§ **SET EXERCISE**
Copy out each line exactly; pictures stay out of the copy.

┌─ MATERIAL PROVIDED

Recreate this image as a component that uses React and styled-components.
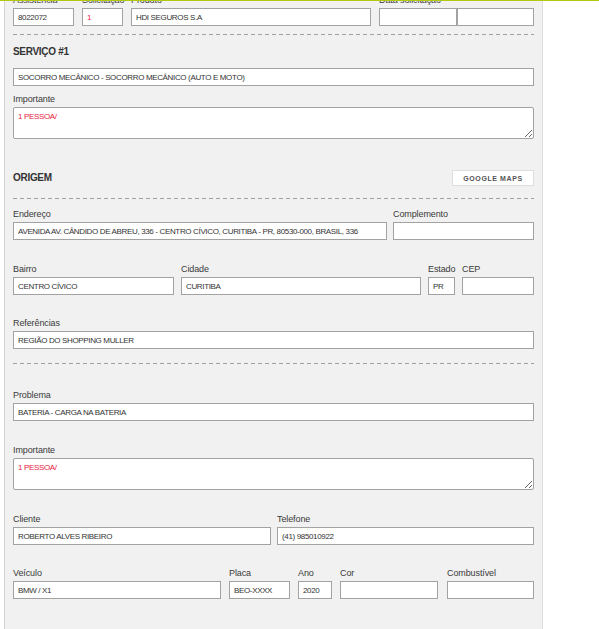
import React from "react";
import styled, { createGlobalStyle } from "styled-components";

const Global = createGlobalStyle`
  html, body { margin: 0; padding: 0; background: #ffffff; }
  body { font-family: "Liberation Sans", Arial, sans-serif; color: #333; overflow: hidden; }
`;

const TopLine = styled.div`
  position: fixed;
  top: 0;
  left: 0;
  right: 0;
  height: 1px;
  background: #b3c810;
  z-index: 5;
`;

const Panel = styled.div`
  margin: -6px 0 0 4px;
  width: 521px;
  padding: 0 8px 60px 8px;
  background: #f1f1f1;
  border-left: 1px solid #d4d4d4;
  border-right: 1px solid #dcdcdc;
`;

const Row = styled.div`
  display: flex;
  gap: ${(p) => p.$gap ?? 8}px;
  margin-top: ${(p) => p.$mt ?? 0}px;
  align-items: flex-start;
`;

const Field = styled.div`
  display: flex;
  flex-direction: column;
  flex: ${(p) => (p.$w ? `0 0 ${p.$w}px` : "1 1 auto")};
  min-width: 0;
  margin-top: ${(p) => p.$mt ?? 0}px;
`;

const Label = styled.label`
  display: block;
  font-size: 9px;
  line-height: 12px;
  height: 12px;
  margin-bottom: 2px;
  color: #3a3a3a;
  letter-spacing: -0.1px;
  white-space: nowrap;
`;

const Input = styled.input`
  box-sizing: border-box;
  width: 100%;
  height: 18px;
  margin: 0;
  padding: 0 4px;
  border: 1px solid #a2a2a2;
  border-radius: 0;
  background: #fff;
  font-family: "Liberation Sans", Arial, sans-serif;
  font-size: 8px;
  letter-spacing: -0.35px;
  color: #333;
  outline: none;
`;

const InputPair = styled.div`
  display: flex;
`;

const TextArea = styled.textarea`
  box-sizing: border-box;
  display: block;
  width: 100%;
  height: 32px;
  margin: 0;
  padding: 4px 4px;
  border: 1px solid #a2a2a2;
  border-radius: 2px;
  background: #fff;
  font-family: "Liberation Sans", Arial, sans-serif;
  font-size: 8px;
  letter-spacing: -0.35px;
  color: #e8213f;
  outline: none;
  resize: both;
`;

const Divider = styled.div`
  height: 1px;
  margin-top: ${(p) => p.$mt ?? 0}px;
  background: repeating-linear-gradient(
    to right,
    #a0a0a0 0 4px,
    transparent 4px 7px
  );
`;

const Heading = styled.h3`
  margin: ${(p) => p.$mt ?? 0}px 0 0 0;
  font-size: 10px;
  line-height: 14px;
  font-weight: bold;
  letter-spacing: -0.3px;
  color: #333;
`;

const SectionHeader = styled.div`
  display: flex;
  justify-content: space-between;
  align-items: center;
  height: 16px;
  margin-top: ${(p) => p.$mt ?? 0}px;
`;

const MapButton = styled.button`
  box-sizing: border-box;
  width: 82px;
  height: 16px;
  margin: 0;
  padding: 0;
  border: 1px solid #dedede;
  background: #fff;
  font-family: "Liberation Sans", Arial, sans-serif;
  font-size: 7px;
  font-weight: bold;
  letter-spacing: 0.6px;
  color: #555;
  cursor: pointer;
`;

export default function App() {
  return (
    <>
      <Global />
      <TopLine />
      <Panel>
        <Row>
          <Field $w={61}>
            <Label>Assistência</Label>
            <Input readOnly defaultValue="8022072" />
          </Field>
          <Field $w={41}>
            <Label>Solicitação</Label>
            <Input readOnly defaultValue="1" style={{ color: "#e8213f" }} />
          </Field>
          <Field $w={240}>
            <Label>Produto</Label>
            <Input readOnly defaultValue="HDI SEGUROS S.A" />
          </Field>
          <Field>
            <Label>Data solicitação</Label>
            <InputPair>
              <Input readOnly defaultValue="" />
              <Input readOnly defaultValue="" />
            </InputPair>
          </Field>
        </Row>

        <Divider $mt={8} />

        <Heading $mt={10}>SERVIÇO #1</Heading>

        <Row $mt={9}>
          <Field>
            <Input
              readOnly
              defaultValue="SOCORRO MECÂNICO - SOCORRO MECÂNICO (AUTO E MOTO)"
            />
          </Field>
        </Row>

        <Field $mt={7}>
          <Label>Importante</Label>
          <TextArea readOnly defaultValue="1 PESSOA/" />
        </Field>

        <SectionHeader $mt={31}>
          <Heading>ORIGEM</Heading>
          <MapButton type="button">GOOGLE MAPS</MapButton>
        </SectionHeader>

        <Divider $mt={12} />

        <Row $mt={9} $gap={6}>
          <Field $w={374}>
            <Label>Endereço</Label>
            <Input
              readOnly
              defaultValue="AVENIDA AV. CÂNDIDO DE ABREU, 336 - CENTRO CÍVICO, CURITIBA - PR, 80530-000, BRASIL, 336"
            />
          </Field>
          <Field>
            <Label>Complemento</Label>
            <Input readOnly defaultValue="" />
          </Field>
        </Row>

        <Row $mt={23} $gap={7}>
          <Field $w={161}>
            <Label>Bairro</Label>
            <Input readOnly defaultValue="CENTRO CÍVICO" />
          </Field>
          <Field $w={240}>
            <Label>Cidade</Label>
            <Input readOnly defaultValue="CURITIBA" />
          </Field>
          <Field $w={27}>
            <Label>Estado</Label>
            <Input readOnly defaultValue="PR" />
          </Field>
          <Field>
            <Label>CEP</Label>
            <Input readOnly defaultValue="" />
          </Field>
        </Row>

        <Row $mt={22}>
          <Field>
            <Label>Referências</Label>
            <Input readOnly defaultValue="REGIÃO DO SHOPPING MULLER" />
          </Field>
        </Row>

        <Divider $mt={14} />

        <Row $mt={25}>
          <Field>
            <Label>Problema</Label>
            <Input readOnly defaultValue="BATERIA - CARGA NA BATERIA" />
          </Field>
        </Row>

        <Field $mt={23}>
          <Label>Importante</Label>
          <TextArea readOnly defaultValue="1 PESSOA/" />
        </Field>

        <Row $mt={23} $gap={6}>
          <Field $w={258}>
            <Label>Cliente</Label>
            <Input readOnly defaultValue="ROBERTO ALVES RIBEIRO" />
          </Field>
          <Field>
            <Label>Telefone</Label>
            <Input readOnly defaultValue="(41) 985010922" />
          </Field>
        </Row>

        <Row $mt={22} $gap={8}>
          <Field $w={208}>
            <Label>Veículo</Label>
            <Input readOnly defaultValue="BMW / X1" />
          </Field>
          <Field $w={61}>
            <Label>Placa</Label>
            <Input readOnly defaultValue="BEO-XXXX" />
          </Field>
          <Field $w={34}>
            <Label>Ano</Label>
            <Input readOnly defaultValue="2020" />
          </Field>
          <Field $w={98}>
            <Label>Cor</Label>
            <Input readOnly defaultValue="" />
          </Field>
          <Field $w={87} style={{ marginLeft: 1 }}>
            <Label>Combustível</Label>
            <Input readOnly defaultValue="" />
          </Field>
        </Row>
      </Panel>
    </>
  );
}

└─

§ **EXERCISE ANSWER**
Recreate this image as a component that uses React and styled-components.
import React from "react";
import styled, { createGlobalStyle } from "styled-components";

const Global = createGlobalStyle`
  html, body { margin: 0; padding: 0; background: #ffffff; }
  body { font-family: "Liberation Sans", Arial, sans-serif; color: #333; overflow: hidden; }
`;

const TopLine = styled.div`
  position: fixed;
  top: 0;
  left: 0;
  right: 0;
  height: 1px;
  background: #b3c810;
  z-index: 5;
`;

const Panel = styled.div`
  margin: -6px 0 0 4px;
  width: 521px;
  padding: 0 8px 60px 8px;
  background: #f1f1f1;
  border-left: 1px solid #d4d4d4;
  border-right: 1px solid #dcdcdc;
`;

const Row = styled.div`
  display: flex;
  gap: ${(p) => p.$gap ?? 8}px;
  margin-top: ${(p) => p.$mt ?? 0}px;
  align-items: flex-start;
`;

const Field = styled.div`
  display: flex;
  flex-direction: column;
  flex: ${(p) => (p.$w ? `0 0 ${p.$w}px` : "1 1 auto")};
  min-width: 0;
  margin-top: ${(p) => p.$mt ?? 0}px;
`;

const Label = styled.label`
  display: block;
  font-size: 9px;
  line-height: 12px;
  height: 12px;
  margin-bottom: 2px;
  color: #3a3a3a;
  letter-spacing: -0.1px;
  white-space: nowrap;
`;

const Input = styled.input`
  box-sizing: border-box;
  width: 100%;
  height: 18px;
  margin: 0;
  padding: 0 4px;
  border: 1px solid #a2a2a2;
  border-radius: 0;
  background: #fff;
  font-family: "Liberation Sans", Arial, sans-serif;
  font-size: 8px;
  letter-spacing: -0.35px;
  color: #333;
  outline: none;
`;

const InputPair = styled.div`
  display: flex;
`;

const TextArea = styled.textarea`
  box-sizing: border-box;
  display: block;
  width: 100%;
  height: 32px;
  margin: 0;
  padding: 4px 4px;
  border: 1px solid #a2a2a2;
  border-radius: 2px;
  background: #fff;
  font-family: "Liberation Sans", Arial, sans-serif;
  font-size: 8px;
  letter-spacing: -0.35px;
  color: #e8213f;
  outline: none;
  resize: both;
`;

const Divider = styled.div`
  height: 1px;
  margin-top: ${(p) => p.$mt ?? 0}px;
  background: repeating-linear-gradient(
    to right,
    #a0a0a0 0 4px,
    transparent 4px 7px
  );
`;

const Heading = styled.h3`
  margin: ${(p) => p.$mt ?? 0}px 0 0 0;
  font-size: 10px;
  line-height: 14px;
  font-weight: bold;
  letter-spacing: -0.3px;
  color: #333;
`;

const SectionHeader = styled.div`
  display: flex;
  justify-content: space-between;
  align-items: center;
  height: 16px;
  margin-top: ${(p) => p.$mt ?? 0}px;
`;

const MapButton = styled.button`
  box-sizing: border-box;
  width: 82px;
  height: 16px;
  margin: 0;
  padding: 0;
  border: 1px solid #dedede;
  background: #fff;
  font-family: "Liberation Sans", Arial, sans-serif;
  font-size: 7px;
  font-weight: bold;
  letter-spacing: 0.6px;
  color: #555;
  cursor: pointer;
`;

export default function App() {
  return (
    <>
      <Global />
      <TopLine />
      <Panel>
        <Row>
          <Field $w={61}>
            <Label>Assistência</Label>
            <Input readOnly defaultValue="8022072" />
          </Field>
          <Field $w={41}>
            <Label>Solicitação</Label>
            <Input readOnly defaultValue="1" style={{ color: "#e8213f" }} />
          </Field>
          <Field $w={240}>
            <Label>Produto</Label>
            <Input readOnly defaultValue="HDI SEGUROS S.A" />
          </Field>
          <Field>
            <Label>Data solicitação</Label>
            <InputPair>
              <Input readOnly defaultValue="" />
              <Input readOnly defaultValue="" />
            </InputPair>
          </Field>
        </Row>

        <Divider $mt={8} />

        <Heading $mt={10}>SERVIÇO #1</Heading>

        <Row $mt={9}>
          <Field>
            <Input
              readOnly
              defaultValue="SOCORRO MECÂNICO - SOCORRO MECÂNICO (AUTO E MOTO)"
            />
          </Field>
        </Row>

        <Field $mt={7}>
          <Label>Importante</Label>
          <TextArea readOnly defaultValue="1 PESSOA/" />
        </Field>

        <SectionHeader $mt={31}>
          <Heading>ORIGEM</Heading>
          <MapButton type="button">GOOGLE MAPS</MapButton>
        </SectionHeader>

        <Divider $mt={12} />

        <Row $mt={9} $gap={6}>
          <Field $w={374}>
            <Label>Endereço</Label>
            <Input
              readOnly
              defaultValue="AVENIDA AV. CÂNDIDO DE ABREU, 336 - CENTRO CÍVICO, CURITIBA - PR, 80530-000, BRASIL, 336"
            />
          </Field>
          <Field>
            <Label>Complemento</Label>
            <Input readOnly defaultValue="" />
          </Field>
        </Row>

        <Row $mt={23} $gap={7}>
          <Field $w={161}>
            <Label>Bairro</Label>
            <Input readOnly defaultValue="CENTRO CÍVICO" />
          </Field>
          <Field $w={240}>
            <Label>Cidade</Label>
            <Input readOnly defaultValue="CURITIBA" />
          </Field>
          <Field $w={27}>
            <Label>Estado</Label>
            <Input readOnly defaultValue="PR" />
          </Field>
          <Field>
            <Label>CEP</Label>
            <Input readOnly defaultValue="" />
          </Field>
        </Row>

        <Row $mt={22}>
          <Field>
            <Label>Referências</Label>
            <Input readOnly defaultValue="REGIÃO DO SHOPPING MULLER" />
          </Field>
        </Row>

        <Divider $mt={14} />

        <Row $mt={25}>
          <Field>
            <Label>Problema</Label>
            <Input readOnly defaultValue="BATERIA - CARGA NA BATERIA" />
          </Field>
        </Row>

        <Field $mt={23}>
          <Label>Importante</Label>
          <TextArea readOnly defaultValue="1 PESSOA/" />
        </Field>

        <Row $mt={23} $gap={6}>
          <Field $w={258}>
            <Label>Cliente</Label>
            <Input readOnly defaultValue="ROBERTO ALVES RIBEIRO" />
          </Field>
          <Field>
            <Label>Telefone</Label>
            <Input readOnly defaultValue="(41) 985010922" />
          </Field>
        </Row>

        <Row $mt={22} $gap={8}>
          <Field $w={208}>
            <Label>Veículo</Label>
            <Input readOnly defaultValue="BMW / X1" />
          </Field>
          <Field $w={61}>
            <Label>Placa</Label>
            <Input readOnly defaultValue="BEO-XXXX" />
          </Field>
          <Field $w={34}>
            <Label>Ano</Label>
            <Input readOnly defaultValue="2020" />
          </Field>
          <Field $w={98}>
            <Label>Cor</Label>
            <Input readOnly defaultValue="" />
          </Field>
          <Field $w={87} style={{ marginLeft: 1 }}>
            <Label>Combustível</Label>
            <Input readOnly defaultValue="" />
          </Field>
        </Row>
      </Panel>
    </>
  );
}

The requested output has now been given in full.